Обнаженные женские фигуры в пейзаже встречались в европейской живописи и гравюрах и раньше, но никогда они не изображались в состоянии сна. Особая «концепция сна», той формы физического и духовного отдыха, под которой подразумевалось предрасположение души к возвышенному созерцанию и воссоединению с божественным началом, была развита гуманистами и неоплатониками XVI века Нагота богинь у последователей и подражателей Джорджоне была оправдана ожиданием любовных утех, вакхическим опьянением, любованием собственной красотой во время туалета.
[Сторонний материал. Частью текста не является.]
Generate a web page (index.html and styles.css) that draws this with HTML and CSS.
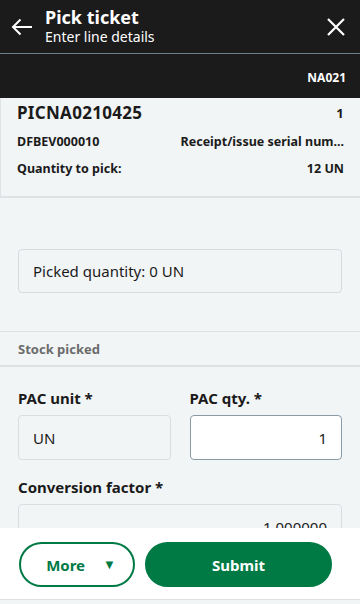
FILE: index.html
```html
<!DOCTYPE html>
<html>
<head>
	<meta charset="utf-8" />
	<link rel="stylesheet" href="styles.css">
</head>
<body>
	<div class="topbar">
		<svg class="back" width="24" height="24" viewBox="0 0 24 24"><path d="M22 12H3M10.5 4.5L3 12l7.5 7.5" fill="none" stroke="#fff" stroke-width="2"/></svg>
		<div class="titles">
			<div class="title">Pick ticket</div>
			<div class="subtitle">Enter line details</div>
		</div>
		<svg class="close" width="20" height="20" viewBox="0 0 20 20"><path d="M2 2l16 16M18 2L2 18" fill="none" stroke="#fff" stroke-width="2.2"/></svg>
	</div>
	<div class="subbar">NA021</div>

	<div class="card">
		<div class="row big"><span>PICNA0210425</span><span class="num">1</span></div>
		<div class="row"><span>DFBEV000010</span><span>Receipt/issue serial num...</span></div>
		<div class="row"><span>Quantity to pick:</span><span>12 UN</span></div>
	</div>

	<div class="picked">Picked quantity: 0 UN</div>

	<div class="section">Stock picked</div>

	<div class="form">
		<div class="pair">
			<div class="field">
				<label>PAC unit *</label>
				<div class="input readonly">UN</div>
			</div>
			<div class="field">
				<label>PAC qty. *</label>
				<div class="input edit num">1</div>
			</div>
		</div>
		<div class="field">
			<label>Conversion factor *</label>
			<div class="input readonly num">1.000000</div>
		</div>
	</div>

	<div class="footer">
		<button class="more">More <span class="tri">&#9660;</span></button>
		<button class="submit">Submit</button>
	</div>
</body>
</html>
```

FILE: styles.css
```css
body
{
	margin:0;
	background-color:#f2f5f6;
	font-family:"Noto Sans", sans-serif;
	color:#1b1b1b;
	height:604px;
	overflow:hidden;
}

.topbar
{
	display:flex;
	align-items:center;
	height:53px;
	background-color:#1b1b1b;
	border-bottom:1px solid #6e808a;
	padding:0 14px 0 10px;
	color:#fff;
}
.back
{
	margin-right:11px;
}
.titles
{
	flex:1;
	margin-top:-2px;
}
.title
{
	font-size:18px;
	font-weight:bold;
	line-height:21px;
}
.subtitle
{
	font-size:14px;
	line-height:17px;
}

.subbar
{
	height:44px;
	background-color:#1b1b1b;
	color:#fff;
	font-size:12px;
	font-weight:bold;
	display:flex;
	align-items:center;
	justify-content:flex-end;
	padding:2px 14px 0 0;
	box-sizing:border-box;
}

.card
{
	border-left:1px solid #dfe3e6;
	border-bottom:2px solid #dfe3e6;
	padding:3px 16px 14px 16px;
}
.row
{
	display:flex;
	justify-content:space-between;
	font-size:12.5px;
	font-weight:bold;
	line-height:27px;
}
.row.big
{
	font-size:17px;
	line-height:24px;
	letter-spacing:0.3px;
	margin-bottom:3px;
}
.row.big .num
{
	font-size:13px;
}

.picked
{
	margin:51px 18px 0 18px;
	height:42px;
	border:1px solid #d5dbdf;
	border-radius:4px;
	display:flex;
	align-items:center;
	padding-left:14px;
	font-size:15px;
}

.section
{
	margin-top:38px;
	border-top:1px solid #dde1e4;
	border-bottom:2px solid #dde1e4;
	height:33px;
	display:flex;
	align-items:center;
	padding-left:18px;
	font-size:13px;
	font-weight:bold;
	color:#6b6b6b;
}

.form
{
	padding:22px 18px 0 18px;
}
.pair
{
	display:flex;
	gap:19px;
}
.pair .field
{
	flex:1;
}
.field
{
	margin-bottom:18px;
}
.field label
{
	display:block;
	font-size:15px;
	font-weight:bold;
	line-height:18px;
	margin-bottom:8px;
}
.input
{
	height:43px;
	border:1px solid #d8dee2;
	border-radius:4px;
	display:flex;
	align-items:center;
	padding:0 14px;
	font-size:15px;
}
.input.num
{
	justify-content:flex-end;
}
.input.edit
{
	background-color:#fff;
	border-color:#8a9ba8;
}

.footer
{
	position:fixed;
	left:0;
	right:0;
	top:528px;
	height:72px;
	background-color:#fff;
	border-bottom:1px solid #dde1e4;
	display:flex;
	align-items:center;
	gap:10px;
	padding:2px 28px 0 19px;
	box-sizing:border-box;
}
.footer button
{
	height:45px;
	border-radius:23px;
	font-family:"Noto Sans", sans-serif;
	font-size:15px;
	font-weight:bold;
	border:2px solid #007a45;
}
.more
{
	width:116px;
	background-color:#fff;
	color:#007a45;
	padding-left:14px;
}
.tri
{
	font-size:13px;
	margin-left:14px;
	vertical-align:2px;
}
.submit
{
	flex:1;
	background-color:#007a45;
	color:#fff;
}
```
Либо нагота эта жестока и губительна, как в древнегреческом мифе об Актеоне.

У Джорджоне нагота выглядит как естественное состояние человека: богиня отдыхает, спит обнаженная, как в те далекие времена спали все – богатые и бедные люди, да и сами боги. Все тело Венеры выражает состояние сладкого самозабвения, полного покоя, который не тревожат мрачные сновидения.

«Спящая Венера» Джорджоне – едва ли не первое произведение живописи Возрождения, в котором нагота составляет главную его тему. Венера спит, не ведая своей наготы, как не ведали о ней Адам и Ева до грехопадения, и потому нагота так прекрасна и безгрешна, что зритель глядит на нее только как на предмет поклонения. Образ этой прекрасной женщины-богини лишен налета эротики даже в самой малейшей степени. Наоборот, мало кому из художников Возрождения (да и последующих веков) удавалось создать более возвышенный и целомудренный образ.
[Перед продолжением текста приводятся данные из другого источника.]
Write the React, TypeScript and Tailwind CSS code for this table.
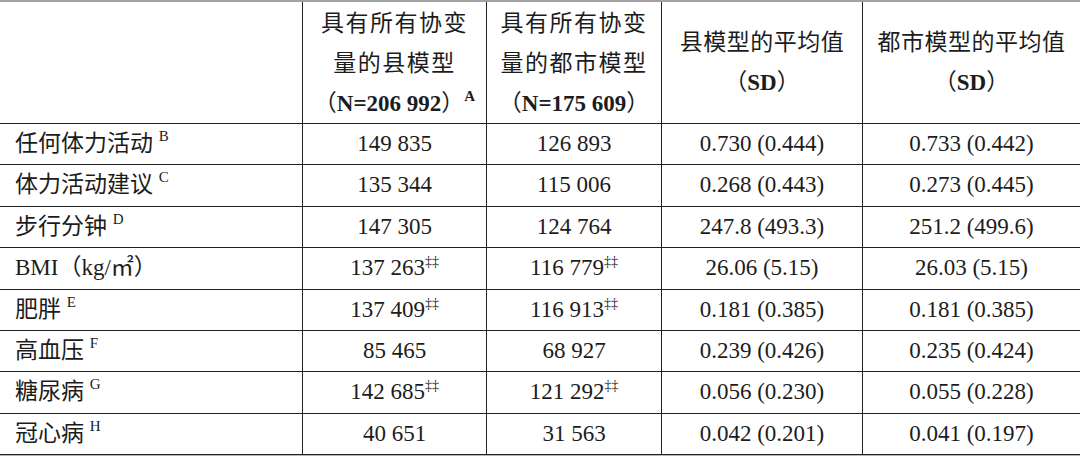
import React from 'react';

const rows = [
  { label: '任何体力活动', note: 'B', county: '149 835', metro: '126 893', cMean: '0.730 (0.444)', mMean: '0.733 (0.442)', h: 'h-[41px]' },
  { label: '体力活动建议', note: 'C', county: '135 344', metro: '115 006', cMean: '0.268 (0.443)', mMean: '0.273 (0.445)', h: 'h-[42px]' },
  { label: '步行分钟', note: 'D', county: '147 305', metro: '124 764', cMean: '247.8 (493.3)', mMean: '251.2 (499.6)', h: 'h-[41px]' },
  { label: 'BMI（kg/㎡）', note: '', county: '137 263', metro: '116 779', dag: true, cMean: '26.06 (5.15)', mMean: '26.03 (5.15)', h: 'h-[42px]' },
  { label: '肥胖', note: 'E', county: '137 409', metro: '116 913', dag: true, cMean: '0.181 (0.385)', mMean: '0.181 (0.385)', h: 'h-[41px]' },
  { label: '高血压', note: 'F', county: '85 465', metro: '68 927', cMean: '0.239 (0.426)', mMean: '0.235 (0.424)', h: 'h-[41px]' },
  { label: '糖尿病', note: 'G', county: '142 685', metro: '121 292', dag: true, cMean: '0.056 (0.230)', mMean: '0.055 (0.228)', h: 'h-[42px]' },
  { label: '冠心病', note: 'H', county: '40 651', metro: '31 563', cMean: '0.042 (0.201)', mMean: '0.041 (0.197)', h: 'h-[41px]' },
];

const font = { fontFamily: '"Liberation Serif", "Noto Sans CJK SC", serif' };

function Dag() {
  return <sup className="text-[14px] top-[-9px]">‡‡</sup>;
}

export default function App() {
  return (
    <div className="w-[1080px] h-[457px] bg-white text-[#1c1c1c] text-[23px]" style={font}>
      <div className="grid grid-cols-[302px_184px_175px_201px_218px] border-t-2 border-t-[#a3a3a3] border-b border-b-[#b5b5b5]">
        {/* header */}
        <div className="h-[122px] border-b border-[#222]" />
        <div className="h-[122px] border-b border-l border-[#222] flex flex-col items-center justify-center pt-[3px] leading-[40px]">
          <div className="tracking-[1.5px]">具有所有协变</div>
          <div className="tracking-[1.5px]">量的县模型</div>
          <div>
            （<b>N=206 992</b>）<sup className="text-[15px] top-[-10px] font-bold">A</sup>
          </div>
        </div>
        <div className="h-[122px] border-b border-l border-[#222] flex flex-col items-center justify-center pt-[3px] leading-[40px]">
          <div className="tracking-[1.5px]">具有所有协变</div>
          <div className="tracking-[1.5px]">量的都市模型</div>
          <div>
            （<b>N=175 609</b>）
          </div>
        </div>
        <div className="h-[122px] border-b border-l border-[#222] flex flex-col items-center justify-center leading-[40px]">
          <div className="tracking-[0.5px]">县模型的平均值</div>
          <div>
            （<b>SD</b>）
          </div>
        </div>
        <div className="h-[122px] border-b border-l border-[#222] flex flex-col items-center justify-center leading-[40px]">
          <div className="tracking-[0.5px]">都市模型的平均值</div>
          <div>
            （<b>SD</b>）
          </div>
        </div>

        {rows.map((r) => {
          const cell = `${r.h} border-b border-[#222] flex items-center`;
          return (
            <React.Fragment key={r.label}>
              <div className={`${cell} pl-[15px]`}>
                <span>
                  {r.label}
                  {r.note && (
                    <>
                      {' '}
                      <sup className="text-[15px] top-[-10px]">{r.note}</sup>
                    </>
                  )}
                </span>
              </div>
              <div className={`${cell} border-l justify-center`}>
                <span>
                  {r.county}
                  {r.dag && <Dag />}
                </span>
              </div>
              <div className={`${cell} border-l justify-center`}>
                <span>
                  {r.metro}
                  {r.dag && <Dag />}
                </span>
              </div>
              <div className={`${cell} border-l justify-center`}>{r.cMean}</div>
              <div className={`${cell} border-l justify-center`}>{r.mMean}</div>
            </React.Fragment>
          );
        })}
      </div>
    </div>
  );
}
Все в ней гармония, все диво,
Все выше мира и страстей,
Она покоится стыдливо
В красе торжественной своей.
А.С. Пушкин

Сикстинская капелла

Микеланджело

Архитектор Донато Браманте (по версии Кондиви), завидуя превосходству Микеланджело, присоветовал папе Юлию II поручить флорентийскому скульптору расписать своды Сикстинской капеллы. Римский папа одобрил затею, призвал к себе Микеланджело и повелел тотчас начать работу. Все соперники и недоброжелатели злословили по поводу того, что такой труд поручили Микеланджело Буонаротти, которому было тогда всего 33 года – для художника это совсем молодые годы. «Не удастся ему ничего сделать, – говорили они. – Стенная живопись – это нелегкое дело, не справится с ней этот тщеславный молодчик. Вот тогда и будет на нашей улице праздник».

100 великих картин (с репродукциями) - i_011.jpg

Сам Микеланджело брался за эту работу неохотно, потому что никогда до того не занимался стенной живописью. Он знал, что роспись свода – дело трудное, всячески старался уклониться от этой работы и предлагал папе поручить это дело Рафаэлю. Но папа решил, что именно Микеланджело должен расписать потолок Сикстинской капеллы, и потому не слушал никаких возражений.
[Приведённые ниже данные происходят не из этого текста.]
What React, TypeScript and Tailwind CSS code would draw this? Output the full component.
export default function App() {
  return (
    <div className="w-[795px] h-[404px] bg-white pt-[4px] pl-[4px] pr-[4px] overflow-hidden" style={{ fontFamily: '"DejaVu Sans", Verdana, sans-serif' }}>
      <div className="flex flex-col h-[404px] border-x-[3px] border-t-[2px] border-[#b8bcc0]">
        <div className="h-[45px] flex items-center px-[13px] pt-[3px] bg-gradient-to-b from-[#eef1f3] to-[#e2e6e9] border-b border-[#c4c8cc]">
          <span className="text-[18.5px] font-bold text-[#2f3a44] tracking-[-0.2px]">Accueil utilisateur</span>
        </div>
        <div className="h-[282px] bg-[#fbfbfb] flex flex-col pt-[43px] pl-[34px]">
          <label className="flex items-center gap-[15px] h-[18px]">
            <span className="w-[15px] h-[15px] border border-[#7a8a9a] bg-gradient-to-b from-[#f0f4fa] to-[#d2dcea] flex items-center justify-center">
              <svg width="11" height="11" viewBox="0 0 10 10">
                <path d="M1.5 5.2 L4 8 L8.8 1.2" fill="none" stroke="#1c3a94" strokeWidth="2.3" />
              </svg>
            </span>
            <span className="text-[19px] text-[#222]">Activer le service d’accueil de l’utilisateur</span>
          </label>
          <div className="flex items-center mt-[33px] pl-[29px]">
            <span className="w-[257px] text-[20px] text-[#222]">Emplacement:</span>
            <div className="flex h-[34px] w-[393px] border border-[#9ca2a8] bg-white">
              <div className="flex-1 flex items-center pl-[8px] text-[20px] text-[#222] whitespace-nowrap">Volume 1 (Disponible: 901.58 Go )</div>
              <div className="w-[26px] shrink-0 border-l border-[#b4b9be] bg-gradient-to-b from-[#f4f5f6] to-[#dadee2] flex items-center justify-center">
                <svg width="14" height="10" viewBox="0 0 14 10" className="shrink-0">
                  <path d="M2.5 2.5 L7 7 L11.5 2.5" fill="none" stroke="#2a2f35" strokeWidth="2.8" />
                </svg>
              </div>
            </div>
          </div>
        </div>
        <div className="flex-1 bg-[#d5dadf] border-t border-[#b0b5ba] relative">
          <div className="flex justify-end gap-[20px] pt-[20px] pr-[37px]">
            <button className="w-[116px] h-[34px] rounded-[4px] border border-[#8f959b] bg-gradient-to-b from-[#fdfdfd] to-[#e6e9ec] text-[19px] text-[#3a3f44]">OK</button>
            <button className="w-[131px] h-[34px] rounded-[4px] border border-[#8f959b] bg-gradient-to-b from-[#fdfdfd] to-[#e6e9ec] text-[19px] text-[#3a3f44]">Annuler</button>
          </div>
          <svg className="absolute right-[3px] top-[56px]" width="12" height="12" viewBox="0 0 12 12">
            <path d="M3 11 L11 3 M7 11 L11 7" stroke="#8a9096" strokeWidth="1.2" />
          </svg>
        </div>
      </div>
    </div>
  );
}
Постройку строительных лесов для росписи потолка папа Юлий II поручил Браманте, но тот подвесил платформу на веревках, и во многих местах из-за этого потолок был пробит. Микеланджело долго размышлял, каким же образом будут заделаны дыры, когда нужно будет расписывать эти места. Донато Браманте ответил, что по-другому сделать было невозможно, а о дырах в потолке можно будет подумать в свое время. Но Микеланджело велел снять эти жалкие сооружения и построил не касающиеся стен подмостки, лежа на которых и приступил к работе.

Он выписал из Флоренции некоторых своих товарищей, которые были более привычны к фресковой живописи, чтобы иметь помощников в таком ответственном предприятии. Хотя некоторые и утверждали, что сделал он это из-за незнания техники фресковой живописи. Однако Микеланджело остался недоволен работой своих учеников и уничтожил все, что они сделали. По словам его биографа, он сам растирал краски, приготовлял известковый раствор, приходил в капеллу с рассветом и уходил ночью, довольствуясь лишь легким обедом.

Начатых работ Микеланджело не показывал никому. Но едва лишь он принялся за дело, как чуть было не пришлось отказаться от работы. Еще свежие краски вдруг стали покрываться плесенью, причины которой сначала никто не мог понять. Потом, правда, установили, что виной всему стало плохое качество римской извести и что Микеланджело употреблял свой раствор слишком сырым. Когда все было исправлено, он с прежним жаром принялся за дело и в 20 месяцев без всяких препятствий выполнил половину работы.

Папа хотел безотлагательно разделить со всеми свое удивление и восхищение, и напрасно Микеланджело заверял его, что еще не совсем окончил работу. Юлий II ничего не хотел слышать, и не успела еще улечься пыль от разобранных лесов, как 1 ноября 1509 года капелла была открыта. Весь Рим бросился сюда, все в немом восторге, не исключая бывших завистников и соперников, смиренно склонили головы перед великим гением. Сам папа торжественно отслужил в капелле обедню, где на собравшихся восторженных зрителей смотрели с купола могучие образы библейских пророков и сивилл, Творца в трех моментах создания мира и первых людей, Ноя, патриархов и целого ряда других лиц, причем каждый из них был, словно красивой рамой, окружен особым орнаментом. Успех был громадный, а злые намерения Браманте только послужили к большей славе Микеланджело.